Christa Théret : « J'ai besoin de sentir le centre de la terre »

Déjà une petite quinzaine d'années de carrière pour la comédienne découverte dans Le Couperet de Costa-Gavras et révélée par LOL. Dans Gaspard va au mariage, elle ne voit pas l'ours : elle revêt sa peau.


Est-ce le ton comique ou mélancolique du scénario de Gaspard va au mariage qui vous a le plus touchée à la première lecture ?
Christa Théret :
Sa mélancolie — je suis très mélancolique. Il y a des envolées, de la légèreté, plein de métaphores. Et l'on ressent aussi du spleen. Même si on n'est pas dans Baudelaire ! (rires)

Trouvez-vous cette famille “normale” ?
Aucune famille ne l'est. Mais celle-ci est en train de se libérer : les choses ne sont pas tues et il n'y a pas d'hypocrisie. Souvent, dans les repas de famille, on dit que chacun doit avoir une place, être bien sous tout rapport… Ici, la folie peut se libérer et il y a une honnêteté dans les rapports.

Vous endossez une peau d'ours durant quasiment tout le film. En quoi un costume de cette nature vous a-t-il aidé à composer votre personnage de Camille ?
Ça aide toujours, un costume. Avec une peau d'ours, on se sent un peu exclue, et en même temps il y a un côté très familier : c'est un peu comme un cocon, une cabane dont elle n'aurait jamais voulu descendre. Ça fait penser aussi à un déguisement d'enfance. Je ne me sentais pas déguisée quand je l'avais, c'était assez naturel — d'autant qu'il faisait un peu froid lorsqu'on tournait à l'extérieur. C'était comme un truc de super-héros : je me disais que Coline avait des super-pouvoirs, et que la nuit elle partait… Qu'elle était un peu princesse Mononoke, un peu guerrière…
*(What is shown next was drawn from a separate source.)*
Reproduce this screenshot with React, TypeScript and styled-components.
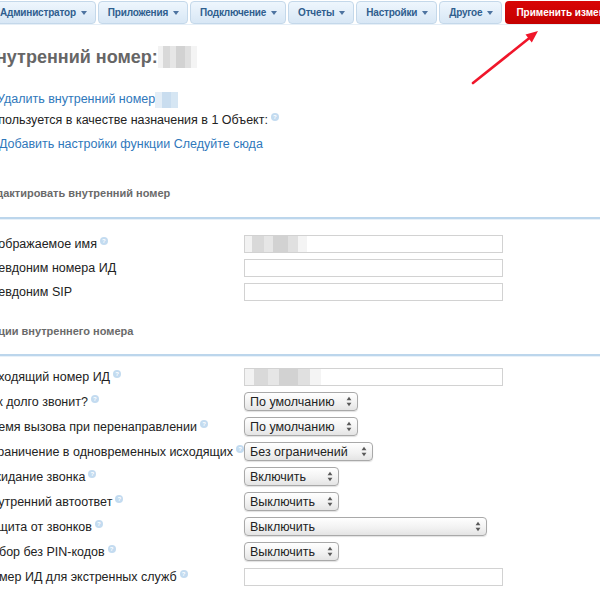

Pensez-vous que votre jeu a été “contaminé” par l'animalité de l'ours ?
Un petit peu, oui. Quand je répétais avec le coach, les mouvements que l'on faisait, le fait d'être à quatre pattes, de grogner, se gratter, faisait écho à des choses de l'enfance qui ne sont pas si éloignées. En grandissant, on doit gommer tout cela parce que l'on vit ensemble et que l'on ne peut plus le faire. Mais finalement, si on se laisse un peu aller…

Est-il possible de donner son avis sur les costumes ?
Quand on se sent mal à l'aise, on peut réfléchir. Je sais que je ne suis pas très à l'aise avec des talons : j'ai besoin de sentir le centre de la terre. Déjà, on est un peu fébrile quand on joue, on est anxieux, donc ça me déstabiliserait... Si ça sert le personnage, c'est bien. Mais de moi-même, je n'en mettrais pas.

Comment se sont passées vos retrouvailles avec Félix Moati ?
Ça a aidé que l'on se connaisse d'avant : il y avait cet esprit un peu fraternel. Félix m'a vu un peu grandir, évoluer. Entre nous, il n'y avait pas de “manières” et un côté enfantin qui revenait assez vite.

Depuis LOL (2009), vos choix vous ont davantage conduit vers le cinéma d'art et d'essai… 
J'ai adoré faire LOL ! Tourner avec Lisa Azuelos, c'était vraiment génial. Le film se passe de génération en génération : les gamines de treize ans aujourd'hui me disent qu'elles le regardent tous les jours, et j'en suis super fière. C'est une grande joie pour moi que ce film perdure. Mais après, j'ai fait des choix : je ne suis pas entrée dans le cinéma populaire, je me sentais moins proche de cette famille de cinéma-là. Donc, j'ai opté pour des rôles dans des films plus marqués socialement, humainement, expérimentalement — et peut-être aussi qui m'intéressaient plus. 

Je vois moins le cinéma comme un divertissement. Pour moi, ce n'en est pas un. Quand je vais au cinéma, je ne me dis pas : « je vais me marrer » ; j'aime regarder un beau cadre, que ce soit lent. Tout ça me touche, et j'aime de plus en plus m'orienter dans cette direction. Bon ensuite, on fait avec le choix que l'on a : je n'ai pas été prise pour certains films que je voulais faire. Mais j'en ai fait d'autres.